Uma gama variada de argumentos é utilizada para amenizar e adocicar o voto em Tarcísio. Um dos mais comuns é dizer que ele é "um técnico e não um político", como se um ministro que serviu por quatro anos um governo que cometeu tantas barbaridades e crimes, sem apontar um senão, possa ser isento.
Regimes autoritários estão repletos de técnicos "apolíticos" que cometem ou são cúmplices de crimes.
Foi o caso do talentoso arquiteto Alberto Speer, que afirmava ser apolítico e serviu ao nazismo. Designado por Hitler para projetar a construção de diversos edifícios públicos e para elaborar os planos urbanísticos de Berlim e Nuremberg, tornou-se próximo ao Führer e foi nomeado ministro do Armamento. Acabou condenado no Tribunal de Nuremberg por crimes de guerra.
As pretensões eleitorais de Tarcísio (fala-se em uma possível candidatura a presidente em 2026, se virar governador) e seus compromissos políticos com o presidente o farão refém do fanatismo bolsonarista, pois os que traem esse ideário acabam no ostracismo. Tarcísio estará a serviço da máquina que o elegeu, pois será ela que lhe garantirá a governabilidade e o futuro político.
Outro argumento que busca amenizar sua eleição é apontar um suposto equilíbrio entre o governo federal e o de São Paulo. Nesse raciocínio, seria demais eleger candidatos do PT para os dois cargos. Daí propõem a dobradinha Lula e Tarcísio.
A tese ignora que tanto a candidatura de Lula como a de Haddad são frutos de uma ampla frente democrática, que envolvem um arco de alianças que vai desde a centro direita à esquerda. Suas candidaturas e seus possíveis futuros governos exclui apenas a extrema direita, ou seja, os bolsonaristas e o centrão fisiológico, devendo incluir um amplo leque partidário.
Apenas no âmbito de uma configuração com esse perfil político será possível iniciar um (difícil) processo de "desbolsonarização" do Brasil e reconstrução de um novo quadro partidário onde o centro democrático possa recuperar o protagonismo que perdeu para a extrema-direita. Isso é muito importante para o futuro da democracia brasileira.
São Paulo, que foi o berço do PSDB e onde ainda existe um lúcido pensamento liberal, é vital nesse processo de reconstrução, ainda mais porque o bolsonarismo deverá governar a imensa maioria (se não for todos) dos estados do Sul, do Sudeste e do Centro-Oeste.

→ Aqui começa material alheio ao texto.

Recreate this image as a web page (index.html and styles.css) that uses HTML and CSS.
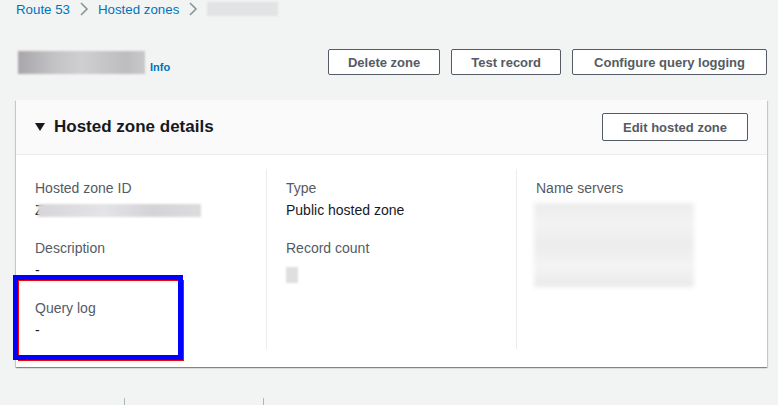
FILE: index.html
```html
<html>
<head>
<meta charset="utf-8">
<link rel="stylesheet" href="styles.css">
</head>
<body>
<div id="page">
	<div class="crumbs">
		<a href="#">Route 53</a>
		<span class="sep"><svg width="10" height="14" viewBox="0 0 10 14"><path d="M2 1 L8 7 L2 13" fill="none" stroke="#879596" stroke-width="1.6"/></svg></span>
		<a href="#">Hosted zones</a>
		<span class="sep"><svg width="10" height="14" viewBox="0 0 10 14"><path d="M2 1 L8 7 L2 13" fill="none" stroke="#879596" stroke-width="1.6"/></svg></span>
		<span class="blur crumbBlur"></span>
	</div>

	<div class="titleRow">
		<div class="title">
			<span class="blur nameBlur"></span>
			<a href="#" class="info">Info</a>
		</div>
		<div class="actions">
			<button class="btn">Delete zone</button>
			<button class="btn">Test record</button>
			<button class="btn">Configure query logging</button>
		</div>
	</div>

	<div class="panel">
		<div class="panelHead">
			<h2><span class="caret"></span>Hosted zone details</h2>
			<button class="btn">Edit hosted zone</button>
		</div>
		<div class="panelBody">
			<div class="col">
				<div class="field">
					<div class="label">Hosted zone ID</div>
					<div class="value">Z<span class="blur idBlur"></span></div>
				</div>
				<div class="field">
					<div class="label">Description</div>
					<div class="value">-</div>
				</div>
				<div class="field">
					<div class="label">Query log</div>
					<div class="value">-</div>
				</div>
			</div>
			<div class="col">
				<div class="field">
					<div class="label">Type</div>
					<div class="value">Public hosted zone</div>
				</div>
				<div class="field">
					<div class="label">Record count</div>
					<div class="value"><span class="blur countBlur"></span></div>
				</div>
			</div>
			<div class="col">
				<div class="field">
					<div class="label">Name servers</div>
					<div class="blur nsBlur"></div>
				</div>
			</div>
		</div>
	</div>

	<div class="tabs">
		<span class="tab"></span>
		<span class="tab"></span>
	</div>

	<!-- highlight drawn over the query log field -->
	<div class="markRed"></div>
	<div class="markBlue"></div>
</div>
</body>
</html>
```

FILE: styles.css
```css
body
{
	margin: 0;
	background-color: #f2f3f3;
	font-family: "Liberation Sans", Arial, sans-serif;
	color: #16191f;
	overflow: hidden;
}
#page
{
	position: relative;
	width: 778px;
	height: 405px;
}
a
{
	color: #0073bb;
	text-decoration: none;
}
.crumbs
{
	display: flex;
	align-items: center;
	height: 18px;
	padding-left: 16px;
	font-size: 13.3px;
}
.crumbs .sep
{
	display: flex;
	margin: 0 9px 0 9px;
}
.blur
{
	display: inline-block;
	background: linear-gradient(90deg, #d6d6d8, #e4e4e6 40%, #d4d4d6 70%, #dcdcde);
	filter: blur(1px);
}
.crumbBlur
{
	width: 71px;
	height: 14px;
	margin-left: 0;
	background: #e2e3e4;
}
.titleRow
{
	display: flex;
	justify-content: space-between;
	align-items: center;
	padding: 31px 11px 0 18px;
	height: 26px;
}
.title
{
	display: flex;
	align-items: flex-end;
}
.nameBlur
{
	width: 127px;
	height: 23px;
	background: linear-gradient(90deg, #a9a6ab, #c4c3c6 30%, #cfcfd1 50%, #bdbdbf 85%, #c8c8ca);
}
.info
{
	font-size: 11px;
	font-weight: bold;
	margin-left: 5px;
	line-height: 13px;
}
.actions
{
	display: flex;
	gap: 11px;
}
.btn
{
	height: 26px;
	padding: 0 19px;
	border: 1px solid #545b64;
	border-radius: 2px;
	background: #fff;
	color: #545b64;
	font-family: "Liberation Sans", Arial, sans-serif;
	font-size: 13px;
	font-weight: bold;
}
.actions .btn:last-child
{
	padding: 0 21px;
}
.panel
{
	margin: 25px 11px 0 16px;
	background: #fff;
	box-shadow: 0 1px 1px 0 rgba(0, 28, 36, 0.3), 1px 1px 1px 0 rgba(0, 28, 36, 0.15), -1px 1px 1px 0 rgba(0, 28, 36, 0.15);
}
.panelHead
{
	display: flex;
	justify-content: space-between;
	align-items: center;
	height: 54px;
	padding: 0 19px 0 19px;
	background: #fafafa;
	border-bottom: 1px solid #eaeded;
}
.panelHead h2
{
	display: flex;
	align-items: center;
	margin: 0;
	font-size: 17px;
	font-weight: bold;
	color: #16191f;
}
.caret
{
	width: 0;
	height: 0;
	border-left: 5px solid transparent;
	border-right: 5px solid transparent;
	border-top: 8px solid #16191f;
	margin-right: 9px;
}
.panelHead .btn
{
	height: 28px;
	padding: 0 20px;
}
.panelBody
{
	display: grid;
	grid-template-columns: 250px 250px 1fr;
	padding: 14px 0 18px 0;
}
.col
{
	padding: 9px 0 7px 19px;
	min-height: 163px;
}
.col + .col
{
	border-left: 1px solid #eaeded;
	padding-left: 19px;
}
.field
{
	margin-bottom: 15px;
}
.field:last-child
{
	margin-bottom: 0;
}
.field + .field
{
	padding-top: 1px;
}
.label
{
	font-size: 14px;
	line-height: 20px;
	color: #545b64;
}
.value
{
	display: flex;
	align-items: center;
	font-size: 14px;
	line-height: 24px;
	height: 24px;
	color: #16191f;
}
.idBlur
{
	width: 163px;
	height: 13px;
	margin-left: -6px;
}
.countBlur
{
	width: 12px;
	height: 16px;
	margin-top: 10px;
	background: #e0dfdf;
}
.nsBlur
{
	display: block;
	width: 160px;
	height: 84px;
	margin: 5px 0 0 -2px;
	background: linear-gradient(180deg, #ececec, #f3f3f3 25%, #ececec 50%, #f4f4f4 75%, #eaeaea);
	filter: blur(2px);
}
.tabs
{
	display: flex;
	margin: 31px 0 0 124px;
}
.tab
{
	width: 138px;
	height: 8px;
	border-left: 1px solid #aab7b8;
}
.markBlue
{
	position: absolute;
	left: 13px;
	top: 275px;
	width: 160px;
	height: 75px;
	border: 5px solid #0000ff;
}
.markRed
{
	position: absolute;
	left: 18px;
	top: 280px;
	width: 164px;
	height: 79px;
	border: 1px solid #ff0000;
}
```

Em termos de políticas públicas, Tarcísio manterá as concessões e privatizações que foram a marca do governo Doria-Rodrigo e que foi sua praia no Ministério da Infraestrutura. Influenciado pela base radicalizada do bolsonarismo e pelo fisiologismo do centrão, irá trazer para São Paulo o retrocesso que caracterizou o governo federal e as práticas implantadas no Congresso, como o orçamento secreto.
Veremos o negacionismo na pauta ambiental, a redução de verba na educação e na ciência e tecnologia, desmonte das políticas culturais, introdução de valores conservadores na pauta de costumes, o controle ideológico no serviço público e a tolerância ao desmatamento e ao garimpo ilegal, entre outros retrocessos.
Assistiremos o aumento da letalidade nas ações da polícia, para o que a já anunciada retirada das câmaras no uniforme dos policiais irá contribuir. As milícias, fenômeno carioca, como o candidato, terão o campo aberto para crescer em São Paulo, o que poderá gerar fortes conflitos com outras facções do crime organizado.
Naturalizar a eleição de Tarcísio de Freitas, como se ele fosse um bom moço e não o representante de Bolsonaro em São Paulo, é um erro que custará caro para o estado.